Andrew J. Metts Iii, Deputy Prosecuting Attorney, 1100 W Mallon Ave, Spokane, WA 99260-0270.

BROWN, C.J.

Joseph Gariepy, convicted of first degree burglary, second degree theft and second degree malicious mischief, mainly focuses on two issues: (1) whether sufficient evidence exists to support his identity; and (2) whether the finding he was armed with a dangerous weapon, as opposed to a deadly weapon, is sufficient to support a conviction for first degree burglary. The evidence bearing on his identity is sufficient, but the weapon finding is not. Accordingly, we affirm the convictions of second degree malicious mischief and second degree theft, but reverse the first degree burglary conviction and remand for entry of conviction and sentencing for second degree burglary.

FACTS
Around 5:00 on the morning of November 9, 2000, Janice Liane looked out her back door and saw a person standing next to her neighbor’s garage. Thinking something was suspicious, she continued to watch, but the man disappeared. Shortly thereafter, Ms. Liane saw the same man walking down the alley with bundle in his arms, so she called 911. As she was talking to the dispatcher, she saw a second man approaching the garage. Ms. Liane described the first man as slender, wearing a heavy black coat and dark clothing. The second man was shorter with longer hair. The shorter man ducked inside the garage and was still inside when the police arrived.

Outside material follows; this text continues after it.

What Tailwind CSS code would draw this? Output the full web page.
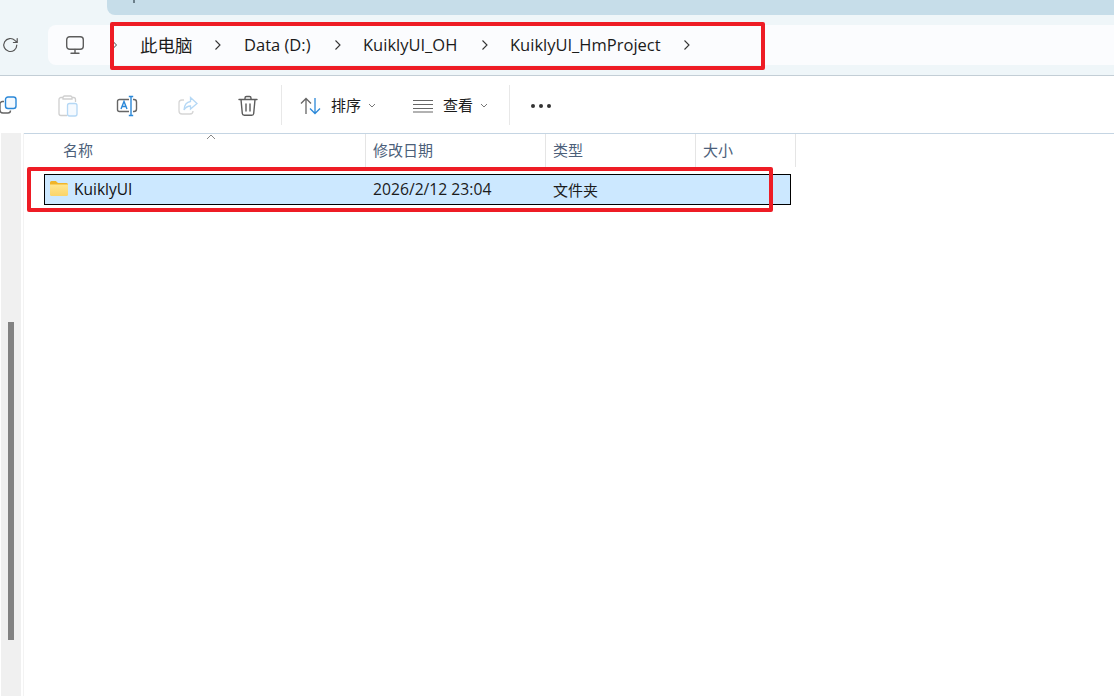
<!DOCTYPE html>
<html>

<head>
    <title>KuiklyUI_HmProject</title>
    <meta charset="UTF-8" />
    <meta name="viewport" content="width=device-width, initial-scale=1.0" />
    <script src="https://cdn.jsdelivr.net/npm/@tailwindcss/browser@4"></script>
</head>

<body class="bg-white overflow-hidden font-['Open_Sans','Noto_Sans_CJK_SC',sans-serif]">
    <div class="relative w-[1114px] h-[696px] flex flex-col overflow-hidden">

        <!-- tab strip + address bar -->
        <div class="h-[76px] shrink-0 bg-[#eff6f9] border-b border-[#c3ced6] flex flex-col">
            <div class="h-[15px] pl-[107px] shrink-0">
                <div class="h-full bg-[#c6dde9] rounded-bl-lg pl-[26px]">
                    <div class="w-[2px] h-[3px] bg-[#6b7f8a]"></div>
                </div>
            </div>
            <div class="flex items-center h-[60px]">
                <div class="w-[48px] shrink-0 pl-[2px]">
                    <svg width="18" height="18" viewBox="0 0 18 18" fill="none" stroke="#555" stroke-width="1.2" stroke-linecap="round">
                        <path d="M14.8 9a6.5 6.5 0 1 1-1.9-4.6L15 6.4M15.2 2.6v3.9h-3.8" />
                    </svg>
                </div>
                <div class="flex-1 h-[40px] mt-[-1px] pt-[1px] bg-[#fbfcfe] rounded-l-lg flex items-center text-[#1b1b1b] text-[16.5px]">
                    <svg class="ml-[18px] shrink-0" width="18" height="18" viewBox="0 0 18 18" fill="none" stroke="#5c5c5c" stroke-width="1.4" stroke-linejoin="round" stroke-linecap="round">
                        <rect x="0.700" y="0.700" width="16.600" height="12.600" rx="3" />
                        <path d="M9 13.500v3.500M5 17.200h8" />
                    </svg>
                    <svg class="ml-[28px] shrink-0" width="6" height="8" viewBox="0 0 6 8" fill="none" stroke="#444" stroke-width="1">
                        <path d="M1.5 1l3 3-3 3" />
                    </svg>
                    <span class="ml-[22px] w-[53px] shrink-0 whitespace-nowrap text-[17.5px]">此电脑</span>
                    <svg class="ml-[21px] shrink-0" width="8" height="12" viewBox="0 0 8 12" fill="none" stroke="#333" stroke-width="1.1">
                        <path d="M1.5 1.5L6 6l-4.500 4.500" />
                    </svg>
                    <span class="ml-[22px] w-[67px] shrink-0 whitespace-nowrap">Data (D:)</span>
                    <svg class="ml-[23px] shrink-0" width="8" height="12" viewBox="0 0 8 12" fill="none" stroke="#333" stroke-width="1.1">
                        <path d="M1.5 1.500L6 6l-4.500 4.500" />
                    </svg>
                    <span class="ml-[21px] w-[95px] shrink-0 whitespace-nowrap">KuiklyUI_OH</span>
                    <svg class="ml-[23px] shrink-0" width="8" height="12" viewBox="0 0 8 12" fill="none" stroke="#333" stroke-width="1.1">
                        <path d="M1.5 1.500L6 6l-4.500 4.500" />
                    </svg>
                    <span class="ml-[21px] w-[151px] shrink-0 whitespace-nowrap">KuiklyUI_HmProject</span>
                    <svg class="ml-[22px] shrink-0" width="8" height="12" viewBox="0 0 8 12" fill="none" stroke="#333" stroke-width="1.1">
                        <path d="M1.5 1.500L6 6l-4.500 4.500" />
                    </svg>
                </div>
            </div>
        </div>

        <!-- command bar -->
        <div class="h-[57px] shrink-0 bg-white flex items-center pt-[2px] text-[15px] text-[#1b1b1b]">
            <svg class="ml-[-1px] shrink-0" width="19" height="19" viewBox="0 0 19 19" fill="none" stroke-width="1.4">
                <path d="M5 5.500H3.500A2.500 2.500 0 0 0 1 8v6a3 3 0 0 0 3 3h5a2.500 2.500 0 0 0 2.500-2.500" stroke="#666" />
                <rect x="6.500" y="1" width="10.500" height="11.500" rx="2.500" stroke="#2b88d8" fill="#f4f9fe" />
            </svg>
            <svg class="ml-[40px] shrink-0" width="20" height="22" viewBox="0 0 20 22" fill="none" stroke-width="1.300">
                <path d="M5 2.500H3A2 2 0 0 0 1 4.500v14a2 2 0 0 0 2 2h6M14 2.500h1.500A2 2 0 0 1 17.500 4.500V7M5 2.500A1.500 1.500 0 0 1 6.500 1h6A1.500 1.500 0 0 1 14 2.500V4H5z" stroke="#cfcfcf" />
                <rect x="9.500" y="8.500" width="9.500" height="12.500" rx="2" stroke="#b5d8f5" fill="#f5faff" />
            </svg>
            <svg class="ml-[38px] shrink-0" width="22" height="22" viewBox="0 0 22 22" fill="none" stroke-width="1.400">
                <path d="M13 4.500H3.500A2 2 0 0 0 1.500 6.500v8a2 2 0 0 0 2 2H13M17 4.500h1A2.500 2.500 0 0 1 20.500 7v7A2.500 2.500 0 0 1 18 16.500h-1" stroke="#666" />
                <path d="M15 1.500v19M12.800 1.500h4.400M12.800 20.500h4.400" stroke="#2b88d8" />
                <path d="M5 14l3-7.500L11 14M6 11.500h4" stroke="#2b88d8" />
            </svg>
            <svg class="ml-[40px] shrink-0" width="20" height="20" viewBox="0 0 20 20" fill="none" stroke-width="1.300">
                <path d="M6 4H4a3 3 0 0 0-3 3v8a3 3 0 0 0 3 3h8a3 3 0 0 0 3-3" stroke="#d6d6d6" />
                <path d="M12.500 1.500L19 7.500l-6.500 5.500V10C9 10 7.500 11.500 6 14c.3-5 2.500-8 6.500-8.500z" stroke="#b5d8f5" />
            </svg>
            <svg class="ml-[40px] shrink-0" width="20" height="22" viewBox="0 0 20 22" fill="none" stroke="#5c5c5c" stroke-width="1.400" stroke-linecap="round" stroke-linejoin="round">
                <path d="M1 4.500h18M7 4.500V3a1.500 1.500 0 0 1 1.500-1.500h3A1.500 1.500 0 0 1 13 3v1.500M3 4.500l1.300 14a2 2 0 0 0 2 1.800h7.400a2 2 0 0 0 2-1.800L17 4.500M8 9v7M12 9v7" />
            </svg>
            <div class="ml-[23px] w-px h-[40px] mt-[-2px] bg-[#e8e8e8]"></div>
            <svg class="ml-[18px] shrink-0" width="21" height="18" viewBox="0 0 21 18" fill="none" stroke-width="1.300">
                <path d="M6 17V1.500M1 6.500l5-5 5 5" stroke="#666" />
                <path d="M15 1v15.500M10 11.500l5 5 5-5" stroke="#2b88d8" />
            </svg>
            <span class="ml-[10px] w-[30px] shrink-0 whitespace-nowrap">排序</span>
            <svg class="ml-[7px] shrink-0" width="8" height="5" viewBox="0 0 8 5" fill="none" stroke="#777" stroke-width="1">
                <path d="M1 1l3 3 3-3" />
            </svg>
            <svg class="ml-[37px] shrink-0" width="20" height="14" viewBox="0 0 20 14" fill="none" stroke="#666" stroke-width="1.200">
                <path d="M0 1.500h20M0 5.500h20M0 9.500h20M0 13h20" />
            </svg>
            <span class="ml-[10px] w-[30px] shrink-0 whitespace-nowrap">查看</span>
            <svg class="ml-[7px] shrink-0" width="8" height="5" viewBox="0 0 8 5" fill="none" stroke="#777" stroke-width="1">
                <path d="M1 1l3 3 3-3" />
            </svg>
            <div class="ml-[21px] w-px h-[40px] mt-[-2px] bg-[#e8e8e8]"></div>
            <div class="ml-[21px] flex gap-[4px]">
                <span class="w-[4px] h-[4px] rounded-full bg-[#333]"></span>
                <span class="w-[4px] h-[4px] rounded-full bg-[#333]"></span>
                <span class="w-[4px] h-[4px] rounded-full bg-[#333]"></span>
            </div>
        </div>

        <div class="flex-1 flex min-h-0">
            <!-- nav pane scrollbar -->
            <div class="w-[21px] shrink-0 bg-[#f0f0f0] border-l border-white pl-[7px] pt-[189px]">
                <div class="w-[6px] h-[318px] bg-[#828282]"></div>
            </div>
            <div class="w-[3px] shrink-0 bg-white border-r border-[#f3f3f3]"></div>

            <div class="flex-1 border-t border-[#c5d5e3] relative">
                <!-- sort arrow -->
                <svg class="absolute left-[182px] top-[0px]" width="10" height="6" viewBox="0 0 10 6" fill="none" stroke="#888" stroke-width="1">
                    <path d="M1 5l4-4 4 4" />
                </svg>
                <!-- column headers -->
                <div class="flex h-[33px] text-[15px] text-[#4c607a]">
                    <div class="w-[342px] pl-[39px] pt-[5px] border-r border-[#e5e5e5]">名称</div>
                    <div class="w-[180px] pl-[7px] pt-[5px] border-r border-[#e5e5e5]">修改日期</div>
                    <div class="w-[150px] pl-[7px] pt-[5px] border-r border-[#e5e5e5]">类型</div>
                    <div class="w-[100px] pl-[7px] pt-[5px] border-r border-[#e5e5e5]">大小</div>
                </div>
                <!-- selected row -->
                <div class="mt-[7px] ml-[20px] w-[747px] h-[31px] pt-[1px] bg-[#cce8ff] border border-black flex items-center text-[15.700px] text-[#1b1b1b]">
                    <svg class="ml-[5px] mb-[3px] shrink-0" width="18" height="15" viewBox="0 0 18 15">
                        <defs>
                            <linearGradient id="folder-front" x1="0" y1="0" x2="0" y2="1">
                                <stop offset="0" stop-color="#ffe68f" />
                                <stop offset="1" stop-color="#fbd468" />
                            </linearGradient>
                        </defs>
                        <path d="M0 1.500A1.500 1.500 0 0 1 1.500 0h4.300L8 2h8.500A1.500 1.500 0 0 1 18 3.500V5H0z" fill="#f0b429" />
                        <path d="M0 3.500h18v10a1.500 1.500 0 0 1-1.500 1.500h-15A1.500 1.500 0 0 1 0 13.500z" fill="url(#folder-front)" />
                    </svg>
                    <span class="ml-[6px] w-[299px] shrink-0 text-[15.500px] text-[#111]">KuiklyUI</span>
                    <span class="w-[180px] shrink-0">2026/2/12 23:04</span>
                    <span class="text-[15px]">文件夹</span>
                </div>
            </div>
        </div>

        <!-- red annotation boxes -->
        <div class="absolute left-[110px] top-[22px] w-[655px] h-[48px] border-[4px] border-[#ee1c25] rounded-[2px]"></div>
        <div class="absolute left-[27px] top-[167px] w-[746px] h-[45px] border-[4px] border-[#ee1c25] rounded-[2px]"></div>
    </div>
</body>

</html>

Michelle Elliott testified her detached garage was burglarized on November 9. When she came outside she found the garage door open. Inside, her car window had been shattered and the garage door opener had been dismantled. A previously locked side door to the garage was also open. Several items from the car and garage had been stuffed into a garbage can outside.

Officers Tracy Douglas and Ronald Tilley responded to the burglary in progress dispatch. As they drove into the area, Officer Douglas observed a person standing on a nearby sidewalk, but the person left as she came down the alley. When she reached the garage, Officer Douglas found the door open and the light on. Once inside, Officer Douglas shined her flashlight on a man hunched over with a box in his hands. When Officer Douglas identified herself, the man gave her a surprised look, dropped the box, and ran.

Officer Tilley chased the suspect as he ran from the garage in a northwest direction. Although Officer Tilley lost sight of the suspect for approximately three minutes, he was able to follow his footprints in the newly-fallen snow. The footprints led Officer Tilley to Mr. Gariepy, who was found crouched down by the side of a house approximately two blocks from the burglarized garage. When Officer Tilley identified himself and ordered Mr. Gariepy to show his hands, Mr. Gariepy stood up, put his hands in his coat pockets and began to walk away. After drawing his weapon and repeating the command to stop several times, Mr. Gariepy eventually showed his hands and got on the ground.

A search incident to arrest, disclosed a four-inch, double-sided, sheathed dagger in Mr. Gariepy’s front coat pocket. There was no evidence that Mr. Gariepy had displayed the dagger or threatened anyone with it during the burglary or attempted escape. Mr. Gariepy was wearing a dark jacket with long, unkempt brown hair. The police did not find burglary tools or stolen items near or upon Mr. Gariepy. Nor was fingerprint evidence taken from the scene or items recovered. Several burglary tools were recovered from a yard south of the garage.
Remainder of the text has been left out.